What makes those stories useful is not the glamour. It is the pattern. Most successful founders did not begin with perfect clarity. They began with a useful insight and a willingness to keep going after the first draft failed.
That mindset matters for millennial entrepreneurs because it turns uncertainty into action. The business does not need to be flawless on day one. It needs to be real, legal, and ready to learn.
Common Mistakes to Avoid
Millennial founders can reduce risk by avoiding a few common mistakes:
- Waiting too long to form the business.
- Choosing a structure without understanding the consequences.
- Spending heavily on branding before validating demand.
- Trying to serve too many audiences at once.

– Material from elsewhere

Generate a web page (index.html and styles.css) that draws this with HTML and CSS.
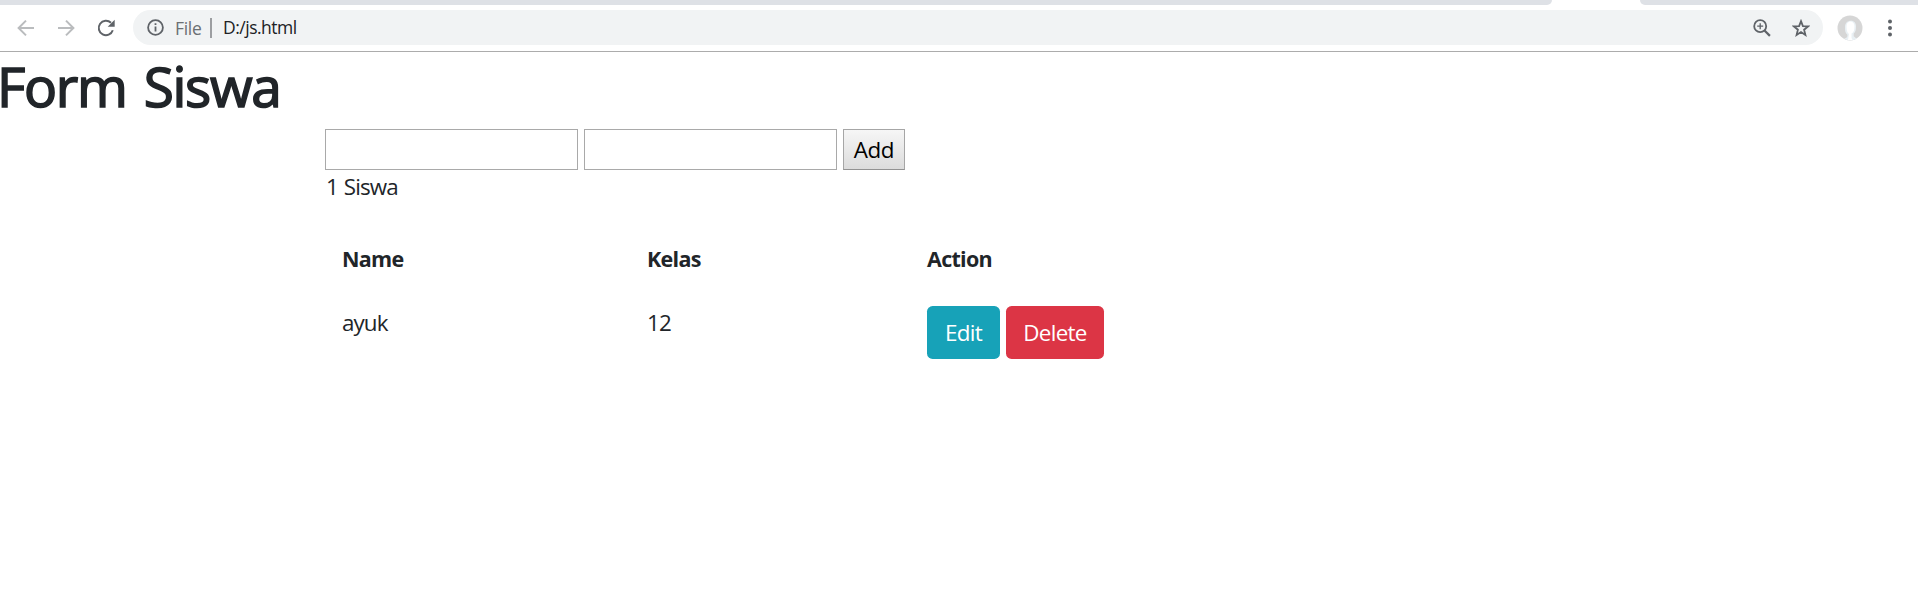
FILE: index.html
```html
<!DOCTYPE html>
<html lang="id">
<head>
<meta charset="utf-8">
<title>Form Siswa</title>
<link rel="stylesheet" href="styles.css">
</head>
<body>
<header class="browser">
  <div class="tabstrip"><div class="tabs-left"></div><div class="tabs-right"></div></div>
  <div class="toolbar">
    <svg class="back" width="18" height="18" viewBox="0 0 18 18" fill="none" stroke="#babcbe" stroke-width="2"><path d="M17 9H2M9 1.6 1.6 9 9 16.4"/></svg>
    <svg class="forward" width="18" height="18" viewBox="0 0 18 18" fill="none" stroke="#babcbe" stroke-width="2"><path d="M1 9h15M9 1.6 16.4 9 9 16.4"/></svg>
    <svg class="reload" width="18" height="18" viewBox="0 0 18 18"><path d="M15.8 11.2A7.2 7.2 0 1 1 14 3.8" fill="none" stroke="#5f6368" stroke-width="2"/><path d="M17.7.8v7h-7z" fill="#5f6368"/></svg>
    <div class="omnibox">
      <svg class="info" width="17" height="17" viewBox="0 0 17 17"><circle cx="8.5" cy="8.5" r="7.4" fill="none" stroke="#5f6368" stroke-width="1.8"/><path d="M7.6 7.6h1.8v5H7.6zM7.6 4.3h1.8v1.8H7.6z" fill="#5f6368"/></svg>
      <span class="scheme">File</span>
      <span class="divider"></span>
      <span class="url">D:/js.html</span>
      <svg class="zoom" width="18" height="18" viewBox="0 0 18 18" fill="none" stroke="#5f6368"><circle cx="7.2" cy="7.2" r="6" stroke-width="1.8"/><path d="m11.5 11.5 5.4 5.4" stroke-width="2.2"/><path d="M7.2 4.2v6M4.2 7.2h6" stroke-width="1.3"/></svg>
      <svg class="star" width="18" height="18" viewBox="0 0 18 18"><path d="m9 2.2 1.9 4.9 5.2.3-4 3.3 1.3 5.2L9 13l-4.4 2.9 1.3-5.2-4-3.3 5.2-.3z" fill="none" stroke="#5f6368" stroke-width="1.8"/></svg>
    </div>
    <svg class="avatar" width="26" height="26" viewBox="0 0 26 26"><circle cx="13" cy="13" r="12.5" fill="#d6d6d6"/><path d="M8 12c0-8 11-8 11-1 0 4-.5 6-2.300 7.500v2.700l3 2.500c-4 2-9 2-12.500 0 3-1 3.300-2 3.200-4C8 18 8 15 8 12z" fill="#e9f0f4"/><path d="M9.500 11c0-6 8-6 8 0s-2 7-3 7.500v4.500l1 2h-4.500l1-6c-2-1.500-2.500-4-2.500-8z" fill="#fff"/></svg>
    <svg class="menu" width="4" height="18" viewBox="0 0 4 18" fill="#5f6368"><circle cx="2" cy="2.500" r="2"/><circle cx="2" cy="9" r="2"/><circle cx="2" cy="15.500" r="2"/></svg>
  </div>
</header>
<main>
  <h1>Form Siswa</h1>
  <form class="entry">
    <input type="text" aria-label="Name"><input type="text" aria-label="Kelas"><button class="add" type="button">Add</button>
  </form>
  <p class="count">1 Siswa</p>
  <div class="students">
    <strong>Name</strong><strong>Kelas</strong><strong>Action</strong>
    <span>ayuk</span><span>12</span>
    <div class="actions"><button class="btn edit" type="button">Edit</button><button class="btn delete" type="button">Delete</button></div>
  </div>
</main>
</body>
</html>
```
FILE: styles.css
```css
* { box-sizing: border-box; }
body { margin: 0; background: #fff; color: #212529; font: 22.4px/34px "Open Sans", "Noto Sans", sans-serif; letter-spacing: -.9px; overflow: hidden; }
svg { display: block; flex: none; }
span, strong { white-space: nowrap; }
strong { padding-top: 1px; font-size: 21.5px; letter-spacing: -.7px; }
.browser { height: 52px; border-bottom: 1px solid #acacac; }
.tabstrip { display: flex; justify-content: space-between; height: 5px; }
.tabs-left, .tabs-right { background: #dee1e6; }
.tabs-left { width: 1552px; border-bottom-right-radius: 6px; }
.tabs-right { width: 278px; border-bottom-left-radius: 6px; }
.toolbar { display: flex; align-items: center; height: 45px; padding-left: 17px; }
.forward { margin-left: 22px; }
.reload { margin-left: 22px; }
.omnibox { display: flex; align-items: center; width: 1690px; height: 35px; margin-left: 18px; border-radius: 18px; background: #f1f3f4; font-size: 17.5px; }
.info { margin-left: 14px; }
.scheme { width: 35px; margin-left: 11px; color: #6b6f73; letter-spacing: -.3px; }
.divider { width: 2px; height: 20px; background: #9c9ea1; }
.url { margin: 0 0 1px 11px; color: #202124; letter-spacing: -.5px; }
.zoom { margin-left: auto; }
.star { margin: 0 13px 0 21px; }
.avatar { margin-left: 14px; }
.menu { margin-left: 25px; }
h1 { margin: 0 0 0 -3px; height: 77px; font-size: 55px; line-height: 67px; font-weight: 500; letter-spacing: -1.3px; word-spacing: 4px; -webkit-text-stroke: 1.6px #212529; }
.entry { display: flex; gap: 6px; height: 41px; margin-left: 325px; }
.entry input { width: 253px; height: 41px; border: 1px solid #a9a9a9; padding: 2px; background: #fff; }
.add { width: 62px; height: 41px; padding: 0; border: 1px solid #a6a6a6; border-bottom-color: #929292; background: linear-gradient(#f6f6f6, #dcdcdc); font: inherit; letter-spacing: -.4px; color: #000; }
.count { margin: 0 0 0 326px; height: 34px; word-spacing: 1px; }
.students { display: grid; grid-template-columns: 305px 280px auto; grid-template-rows: 65px 54px; justify-content: start; margin: 37px 0 0 342px; }
.actions { display: flex; gap: 6px; }
.btn { height: 53px; padding: 0; border: 0; border-radius: 5.6px; font: inherit; letter-spacing: -.7px; color: #fff; }
.edit { width: 73px; background: #17a2b8; }
.delete { width: 98px; background: #dc3545; }
```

- Ignoring basic bookkeeping and compliance.
- Treating launch as the end of the process instead of the beginning.
These mistakes are avoidable with a more disciplined approach. Strong businesses are not built by avoiding all risk. They are built by managing risk well.
Final Thoughts
Millennial entrepreneurship is not just a trend. It is a practical response to a changing economy and a generation of founders who want more control over how they work and what they build. The pressure is real, but so is the opportunity.
Start with a real problem. Validate demand. Choose the right structure. Form the company early. Keep the launch lean. Then improve the business one decision at a time.
That is how startup pressure becomes startup progress.